-- start Supplied data --

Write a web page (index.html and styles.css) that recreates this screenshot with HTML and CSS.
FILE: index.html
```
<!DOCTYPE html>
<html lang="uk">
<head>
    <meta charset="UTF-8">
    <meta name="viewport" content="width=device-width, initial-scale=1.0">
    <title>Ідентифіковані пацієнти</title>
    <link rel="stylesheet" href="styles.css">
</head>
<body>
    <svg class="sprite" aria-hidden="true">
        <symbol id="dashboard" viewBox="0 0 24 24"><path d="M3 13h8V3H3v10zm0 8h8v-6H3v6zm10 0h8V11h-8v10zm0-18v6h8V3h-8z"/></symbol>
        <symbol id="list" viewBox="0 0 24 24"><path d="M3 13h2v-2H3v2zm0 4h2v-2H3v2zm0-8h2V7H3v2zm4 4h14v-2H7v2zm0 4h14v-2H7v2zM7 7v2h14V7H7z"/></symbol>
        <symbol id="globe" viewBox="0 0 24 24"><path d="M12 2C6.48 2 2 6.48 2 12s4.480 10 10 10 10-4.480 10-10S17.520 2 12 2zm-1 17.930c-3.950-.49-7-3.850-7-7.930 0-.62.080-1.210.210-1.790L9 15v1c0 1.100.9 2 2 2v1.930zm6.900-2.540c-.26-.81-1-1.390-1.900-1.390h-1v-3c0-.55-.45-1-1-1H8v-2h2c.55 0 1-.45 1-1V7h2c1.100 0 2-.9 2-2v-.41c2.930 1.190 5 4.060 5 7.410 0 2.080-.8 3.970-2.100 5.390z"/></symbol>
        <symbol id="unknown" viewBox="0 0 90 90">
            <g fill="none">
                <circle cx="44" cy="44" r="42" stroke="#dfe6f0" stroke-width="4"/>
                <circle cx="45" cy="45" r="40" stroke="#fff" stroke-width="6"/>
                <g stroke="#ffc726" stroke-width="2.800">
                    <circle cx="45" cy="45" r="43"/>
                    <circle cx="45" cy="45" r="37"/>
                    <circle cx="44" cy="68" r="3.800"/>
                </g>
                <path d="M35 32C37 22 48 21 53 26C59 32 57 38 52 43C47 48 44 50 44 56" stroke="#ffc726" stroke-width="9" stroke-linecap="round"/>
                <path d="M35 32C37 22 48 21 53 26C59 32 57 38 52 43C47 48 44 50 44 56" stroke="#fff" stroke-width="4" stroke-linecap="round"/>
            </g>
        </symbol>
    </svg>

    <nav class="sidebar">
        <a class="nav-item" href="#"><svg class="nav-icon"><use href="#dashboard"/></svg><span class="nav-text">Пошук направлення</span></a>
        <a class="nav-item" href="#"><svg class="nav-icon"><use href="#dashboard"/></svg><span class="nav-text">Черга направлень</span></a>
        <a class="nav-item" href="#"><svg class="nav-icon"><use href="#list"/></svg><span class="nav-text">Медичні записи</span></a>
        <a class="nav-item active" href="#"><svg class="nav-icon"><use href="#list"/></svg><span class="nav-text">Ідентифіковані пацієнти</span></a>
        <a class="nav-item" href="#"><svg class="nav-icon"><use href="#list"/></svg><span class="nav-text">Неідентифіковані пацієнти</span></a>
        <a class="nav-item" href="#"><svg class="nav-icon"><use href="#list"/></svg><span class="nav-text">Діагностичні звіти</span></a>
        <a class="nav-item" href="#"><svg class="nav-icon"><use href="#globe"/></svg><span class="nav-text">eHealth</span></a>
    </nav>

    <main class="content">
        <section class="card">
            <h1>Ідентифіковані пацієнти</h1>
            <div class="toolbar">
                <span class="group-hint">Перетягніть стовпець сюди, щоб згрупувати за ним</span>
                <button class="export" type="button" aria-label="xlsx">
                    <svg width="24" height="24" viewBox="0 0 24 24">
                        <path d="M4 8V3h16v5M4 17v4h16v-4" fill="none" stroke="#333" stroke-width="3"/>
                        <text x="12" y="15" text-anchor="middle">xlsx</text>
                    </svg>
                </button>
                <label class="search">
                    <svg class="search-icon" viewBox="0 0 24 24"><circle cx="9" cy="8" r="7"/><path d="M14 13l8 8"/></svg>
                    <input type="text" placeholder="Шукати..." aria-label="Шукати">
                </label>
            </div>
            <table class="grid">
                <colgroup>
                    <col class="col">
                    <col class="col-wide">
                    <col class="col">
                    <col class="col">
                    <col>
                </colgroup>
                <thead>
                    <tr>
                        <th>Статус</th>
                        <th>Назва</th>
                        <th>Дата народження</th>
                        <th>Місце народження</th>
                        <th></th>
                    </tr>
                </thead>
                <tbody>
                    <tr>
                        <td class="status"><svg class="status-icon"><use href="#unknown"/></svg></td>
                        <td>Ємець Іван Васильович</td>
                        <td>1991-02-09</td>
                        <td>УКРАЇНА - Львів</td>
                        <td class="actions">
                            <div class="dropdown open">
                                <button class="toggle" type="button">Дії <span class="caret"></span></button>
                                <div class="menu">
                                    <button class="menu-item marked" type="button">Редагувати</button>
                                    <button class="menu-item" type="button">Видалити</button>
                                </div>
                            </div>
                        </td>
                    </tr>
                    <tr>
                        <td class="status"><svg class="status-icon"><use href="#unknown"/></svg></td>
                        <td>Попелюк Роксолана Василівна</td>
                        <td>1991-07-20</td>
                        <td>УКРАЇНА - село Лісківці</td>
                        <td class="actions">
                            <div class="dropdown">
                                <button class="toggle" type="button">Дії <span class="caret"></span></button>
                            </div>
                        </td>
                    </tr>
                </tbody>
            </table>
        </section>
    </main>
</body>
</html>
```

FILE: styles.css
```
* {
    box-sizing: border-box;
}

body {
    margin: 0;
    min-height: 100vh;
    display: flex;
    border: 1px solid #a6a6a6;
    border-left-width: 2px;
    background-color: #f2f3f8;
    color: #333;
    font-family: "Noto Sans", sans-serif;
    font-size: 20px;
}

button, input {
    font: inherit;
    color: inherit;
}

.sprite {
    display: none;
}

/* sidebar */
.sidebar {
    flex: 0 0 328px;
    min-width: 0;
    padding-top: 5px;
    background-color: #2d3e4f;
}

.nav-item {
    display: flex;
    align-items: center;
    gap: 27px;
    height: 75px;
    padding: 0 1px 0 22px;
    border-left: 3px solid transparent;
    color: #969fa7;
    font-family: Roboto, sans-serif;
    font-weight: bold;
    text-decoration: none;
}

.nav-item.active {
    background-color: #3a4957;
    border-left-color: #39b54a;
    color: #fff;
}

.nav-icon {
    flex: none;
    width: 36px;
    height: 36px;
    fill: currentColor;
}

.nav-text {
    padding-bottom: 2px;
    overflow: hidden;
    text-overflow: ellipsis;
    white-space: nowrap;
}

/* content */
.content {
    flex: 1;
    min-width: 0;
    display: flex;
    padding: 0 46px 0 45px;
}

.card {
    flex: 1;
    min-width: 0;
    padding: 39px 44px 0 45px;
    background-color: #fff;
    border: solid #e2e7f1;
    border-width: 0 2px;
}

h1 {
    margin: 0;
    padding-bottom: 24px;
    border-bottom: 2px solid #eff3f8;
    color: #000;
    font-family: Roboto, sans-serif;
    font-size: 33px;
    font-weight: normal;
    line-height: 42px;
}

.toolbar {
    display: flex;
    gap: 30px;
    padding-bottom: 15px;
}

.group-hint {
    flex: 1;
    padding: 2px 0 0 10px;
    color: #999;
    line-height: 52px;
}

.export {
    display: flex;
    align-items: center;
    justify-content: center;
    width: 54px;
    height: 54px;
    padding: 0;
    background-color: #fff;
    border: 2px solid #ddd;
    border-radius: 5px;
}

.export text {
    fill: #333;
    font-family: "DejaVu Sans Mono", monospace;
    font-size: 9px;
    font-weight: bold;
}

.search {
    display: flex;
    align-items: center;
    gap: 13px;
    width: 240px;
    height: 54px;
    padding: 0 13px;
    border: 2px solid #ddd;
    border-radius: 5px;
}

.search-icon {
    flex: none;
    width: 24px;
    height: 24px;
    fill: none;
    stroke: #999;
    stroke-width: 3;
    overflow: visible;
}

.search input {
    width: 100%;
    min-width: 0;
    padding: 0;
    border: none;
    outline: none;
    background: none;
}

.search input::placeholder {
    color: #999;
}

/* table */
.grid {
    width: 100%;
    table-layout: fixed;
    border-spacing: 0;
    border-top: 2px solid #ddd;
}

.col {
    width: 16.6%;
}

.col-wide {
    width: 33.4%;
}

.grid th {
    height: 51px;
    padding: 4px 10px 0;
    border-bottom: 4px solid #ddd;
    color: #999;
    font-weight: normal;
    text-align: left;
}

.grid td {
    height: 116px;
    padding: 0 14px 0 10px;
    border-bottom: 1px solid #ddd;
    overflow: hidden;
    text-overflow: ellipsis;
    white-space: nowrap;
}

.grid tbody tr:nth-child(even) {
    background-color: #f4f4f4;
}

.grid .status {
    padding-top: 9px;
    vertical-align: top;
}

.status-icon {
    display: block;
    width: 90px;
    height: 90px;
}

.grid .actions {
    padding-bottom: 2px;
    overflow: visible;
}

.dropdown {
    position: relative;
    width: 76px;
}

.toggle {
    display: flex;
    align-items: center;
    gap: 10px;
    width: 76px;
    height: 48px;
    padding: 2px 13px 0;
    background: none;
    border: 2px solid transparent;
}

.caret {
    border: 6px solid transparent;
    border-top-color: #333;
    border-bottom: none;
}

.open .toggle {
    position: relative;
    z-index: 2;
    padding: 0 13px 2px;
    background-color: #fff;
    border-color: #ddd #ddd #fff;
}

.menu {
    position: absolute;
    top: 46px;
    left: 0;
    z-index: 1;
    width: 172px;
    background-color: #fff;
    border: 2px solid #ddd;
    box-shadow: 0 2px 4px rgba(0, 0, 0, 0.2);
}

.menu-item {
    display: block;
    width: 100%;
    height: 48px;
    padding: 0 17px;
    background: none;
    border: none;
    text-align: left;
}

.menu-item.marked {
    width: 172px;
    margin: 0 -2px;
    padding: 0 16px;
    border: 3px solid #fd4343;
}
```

-- end Supplied data --

* Work required *
Reproduce each line of the material containing the word "index".

* Task output *
Write a web page (index.html and styles.css) that recreates this screenshot with HTML and CSS.
FILE: index.html
    z-index: 2;
    z-index: 1;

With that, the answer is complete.